[START EXTRACTED ENTRIES]

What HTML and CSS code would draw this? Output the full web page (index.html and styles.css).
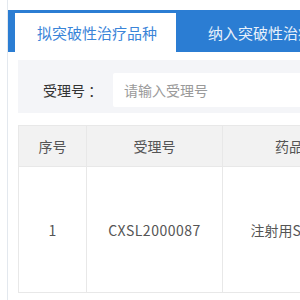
FILE: index.html
```html
<!DOCTYPE html>
<html lang="zh-CN">
<head>
<meta charset="UTF-8">
<title>突破性治疗品种</title>
<link rel="stylesheet" href="styles.css">
</head>
<body>
<div class="page">
  <div class="tabs">
    <div class="tab active">拟突破性治疗品种</div>
    <div class="tab">纳入突破性治疗品种</div>
  </div>

  <div class="content">
    <div class="search">
      <label class="search-label">受理号 ：</label>
      <input class="search-input" type="text" placeholder="请输入受理号">
    </div>

    <table class="grid">
      <thead>
        <tr>
          <th class="col-no">序号</th>
          <th class="col-code">受理号</th>
          <th class="col-name">药品名称</th>
        </tr>
      </thead>
      <tbody>
        <tr>
          <td>1</td>
          <td class="code">CXSL2000087</td>
          <td>注射用SHR-1316</td>
        </tr>
      </tbody>
    </table>
  </div>
</div>
</body>
</html>
```

FILE: styles.css
```css
body {
  margin: 0;
  background-color: #fff;
  font-family: "Noto Sans CJK SC", "Noto Sans", sans-serif;
  overflow: hidden;
}

.page {
  margin-left: 7px;
  border-left: 1px solid #e3e8ee;
  padding-top: 10px;
  min-height: 300px;
  width: 600px;
}

.tabs {
  display: flex;
  height: 42px;
  background-color: #2b7dd3;
  padding-left: 7px;
  white-space: nowrap;
}

.tab {
  font-size: 15px;
  line-height: 39px;
  color: #e8f1fb;
  padding: 0 32px;
  margin-top: 3px;
}

.tab.active {
  background-color: #fff;
  color: #3a84d8;
  padding: 0 19px 0 22px;
}

.content {
  padding-left: 10px;
}

.search {
  display: flex;
  align-items: center;
  margin-top: 8px;
  padding: 13px 0 6px 25px;
  background-color: #f4f5f8;
}

.search-label {
  font-size: 14px;
  color: #333;
  width: 70px;
  white-space: nowrap;
}

.search-input {
  width: 300px;
  height: 34px;
  box-sizing: border-box;
  border: none;
  border-radius: 2px;
  background-color: #fff;
  padding: 0 11px;
  font-family: inherit;
  font-size: 14px;
  color: #333;
}

.search-input::placeholder {
  color: #9a9a9a;
}

.grid {
  margin-top: 12px;
  border-collapse: collapse;
  font-size: 14px;
}

.grid th,
.grid td {
  border: 1px solid #e8e8e8;
  text-align: center;
  padding: 0;
}

.grid th {
  height: 40px;
  background-color: #f2f2f2;
  color: #555;
  font-weight: normal;
}

.grid td {
  height: 125px;
  color: #555;
}

.grid .code {
  letter-spacing: 0.5px;
}

.col-no {
  width: 67px;
}

.col-code {
  width: 135px;
}

.col-name {
  width: 160px;
}
```
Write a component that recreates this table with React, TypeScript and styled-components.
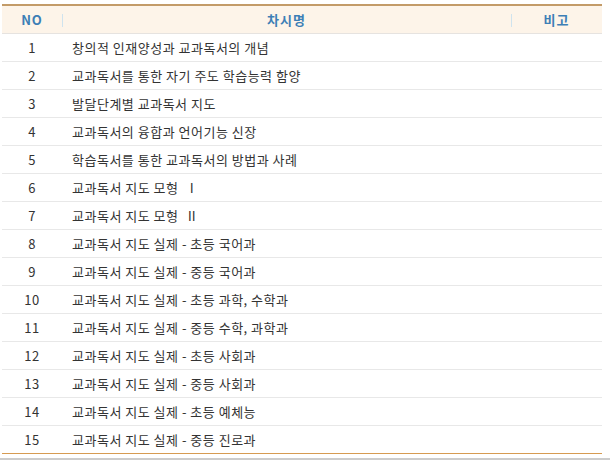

[END EXTRACTED ENTRIES]

§ PROBLEM STATEMENT: Nothing in the entries above should change when they are printed again, except that the pictures are dropped.

§ THE REPLY:
What HTML and CSS code would draw this? Output the full web page (index.html and styles.css).
FILE: index.html
```html
<!DOCTYPE html>
<html lang="zh-CN">
<head>
<meta charset="UTF-8">
<title>突破性治疗品种</title>
<link rel="stylesheet" href="styles.css">
</head>
<body>
<div class="page">
  <div class="tabs">
    <div class="tab active">拟突破性治疗品种</div>
    <div class="tab">纳入突破性治疗品种</div>
  </div>

  <div class="content">
    <div class="search">
      <label class="search-label">受理号 ：</label>
      <input class="search-input" type="text" placeholder="请输入受理号">
    </div>

    <table class="grid">
      <thead>
        <tr>
          <th class="col-no">序号</th>
          <th class="col-code">受理号</th>
          <th class="col-name">药品名称</th>
        </tr>
      </thead>
      <tbody>
        <tr>
          <td>1</td>
          <td class="code">CXSL2000087</td>
          <td>注射用SHR-1316</td>
        </tr>
      </tbody>
    </table>
  </div>
</div>
</body>
</html>
```

FILE: styles.css
```css
body {
  margin: 0;
  background-color: #fff;
  font-family: "Noto Sans CJK SC", "Noto Sans", sans-serif;
  overflow: hidden;
}

.page {
  margin-left: 7px;
  border-left: 1px solid #e3e8ee;
  padding-top: 10px;
  min-height: 300px;
  width: 600px;
}

.tabs {
  display: flex;
  height: 42px;
  background-color: #2b7dd3;
  padding-left: 7px;
  white-space: nowrap;
}

.tab {
  font-size: 15px;
  line-height: 39px;
  color: #e8f1fb;
  padding: 0 32px;
  margin-top: 3px;
}

.tab.active {
  background-color: #fff;
  color: #3a84d8;
  padding: 0 19px 0 22px;
}

.content {
  padding-left: 10px;
}

.search {
  display: flex;
  align-items: center;
  margin-top: 8px;
  padding: 13px 0 6px 25px;
  background-color: #f4f5f8;
}

.search-label {
  font-size: 14px;
  color: #333;
  width: 70px;
  white-space: nowrap;
}

.search-input {
  width: 300px;
  height: 34px;
  box-sizing: border-box;
  border: none;
  border-radius: 2px;
  background-color: #fff;
  padding: 0 11px;
  font-family: inherit;
  font-size: 14px;
  color: #333;
}

.search-input::placeholder {
  color: #9a9a9a;
}

.grid {
  margin-top: 12px;
  border-collapse: collapse;
  font-size: 14px;
}

.grid th,
.grid td {
  border: 1px solid #e8e8e8;
  text-align: center;
  padding: 0;
}

.grid th {
  height: 40px;
  background-color: #f2f2f2;
  color: #555;
  font-weight: normal;
}

.grid td {
  height: 125px;
  color: #555;
}

.grid .code {
  letter-spacing: 0.5px;
}

.col-no {
  width: 67px;
}

.col-code {
  width: 135px;
}

.col-name {
  width: 160px;
}
```
Write a component that recreates this table with React, TypeScript and styled-components.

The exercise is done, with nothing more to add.